When I published Dream Network Bulletin, I solicited drawings from the dreamwork community to make the newsletter visually appealing. One of our most consistent contributors was Suzanna Hart. Her expertly drawn dream cartoons were quite humorous. I noticed that, synchronistically, a few of her drawings strongly resembled my own dreams, and asked if she wouldn't mind if I matched them up. She readily agreed. Then I asked if she would illustrate one of my dreams specifically. This, she found much harder to do because it required more concentration. Suzanna told me that some of her drawings were doodled while she was talking on the telephone. Amazing. My doodles were more like firework explosions in the midst of dark smudges.

I was also pleased when a dream I submitted to another newsletter was sketched by yet a different artist. This was fun: having other people draw my dreams. It was extra flattering when other folks had dreams about me and decided to illustrate them. I was surprised to be pictured in pencil and computer graphics software. I also commissioned more elaborate artwork: plaster cast masks of my dream characters and a silver pin depicting a flying dream.

As much as I appreciated the gifts and admired the purchases, they all had the same drawback. They were based on other people's inner pictures, not mine. No matter how much detail was in the dream I related, the imagery it inspired was not my own. Nobody has invented a dream machine to print out exact copies of our visual recollections, so artists have to rely on their own memories to fill in the blanks. Their interpretations varied from my remembered dreams, sometimes a little, often a lot.

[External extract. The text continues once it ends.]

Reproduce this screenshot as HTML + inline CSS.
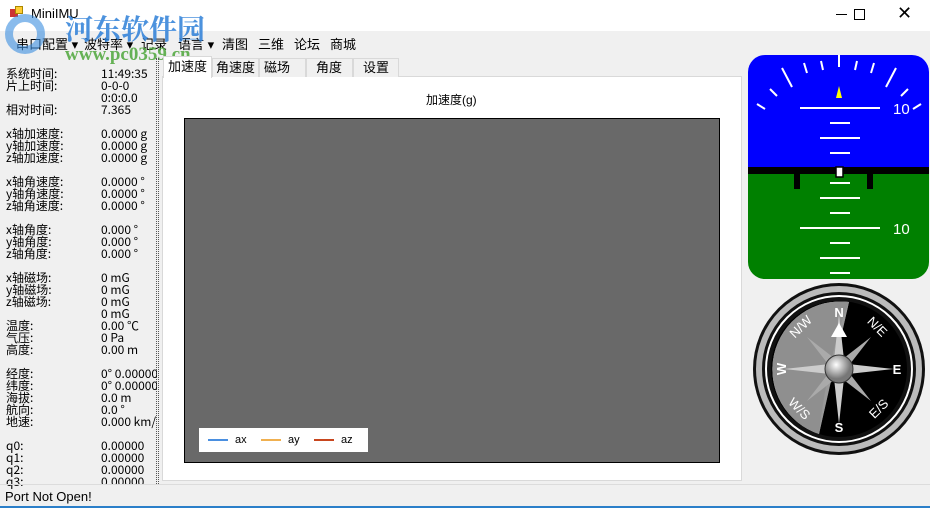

Even my crude contours could be more accurate representations.

My inhibitions finally crumbled when the dream group began making art during our meetings. Guess what? Even a trained artist could be awkward when dealing with new media. It was important for all of us to realize that dreams held center stage, not artwork, so we didn't have that sort of pressure to perform. Instead, our focus was on experimentation. Over time, we tried a variety of mediums including charcoal pencils and Cray-Pas®, watercolor and poster paint. Most was done on regulation sized art paper, but I especially enjoyed the time we used sheets of butcher paper as big as we were. A visiting dreamworker took one look at my oversized production and said, "Oh, I had a dream like that." I doubt he would have recognized our dreaming parallels from a verbal description, because the similarities were of color and form.

We also tried 3-D art: milk cartons, egg cartons, colored paper, bits of felt, yarn and plenty of white paste. Plus wire and glitter, Popsicle® sticks and toothpicks, Play-Doh® and modeling clay. These elementary school supplies can tempt the Inner Child to come out and play. Children's art doesn't have to be professional, does it?

One technique I especially like is collage. It uses magazine pictures like those in my scrapbook, but these are cut into pieces, then mixed and matched with others to form an altogether new scene. Sometimes I depict an old dream; sometimes the picture I create incubates a new one. I've practiced until I can create images credible enough to be used in dream telepathy experiments. One of them doubles as the cover art for this month's issue of Electric Dreams.

None of the commercial underpinnings produce precise counterparts of my dream characters, though. I'd like to upgrade from cartoons and stick figures but I haven't taken art courses to learn how to illustrate the physical form. So, I cheat. I'll find a picture of a person with the correct general features and trace it. This serves as a template while I attempt to change the details to more closely resemble the image in my head. If I make mistakes, I can either erase the minor errors or trace the picture over again. I still can't draw correct human proportions free style, but my renditions are improving with this copycat practice. Maybe some day

If you think you have a dream art black thumb like me, here's my advice. Try finger-paints. We dreamers can so easily limit ourselves with the expectation that we must create serious adult masterpieces, because, of course, we're such serious adults. (Ha!) But if we invoke the Inner Child, instead, we'll have a lot more fun. And, we might even learn something new.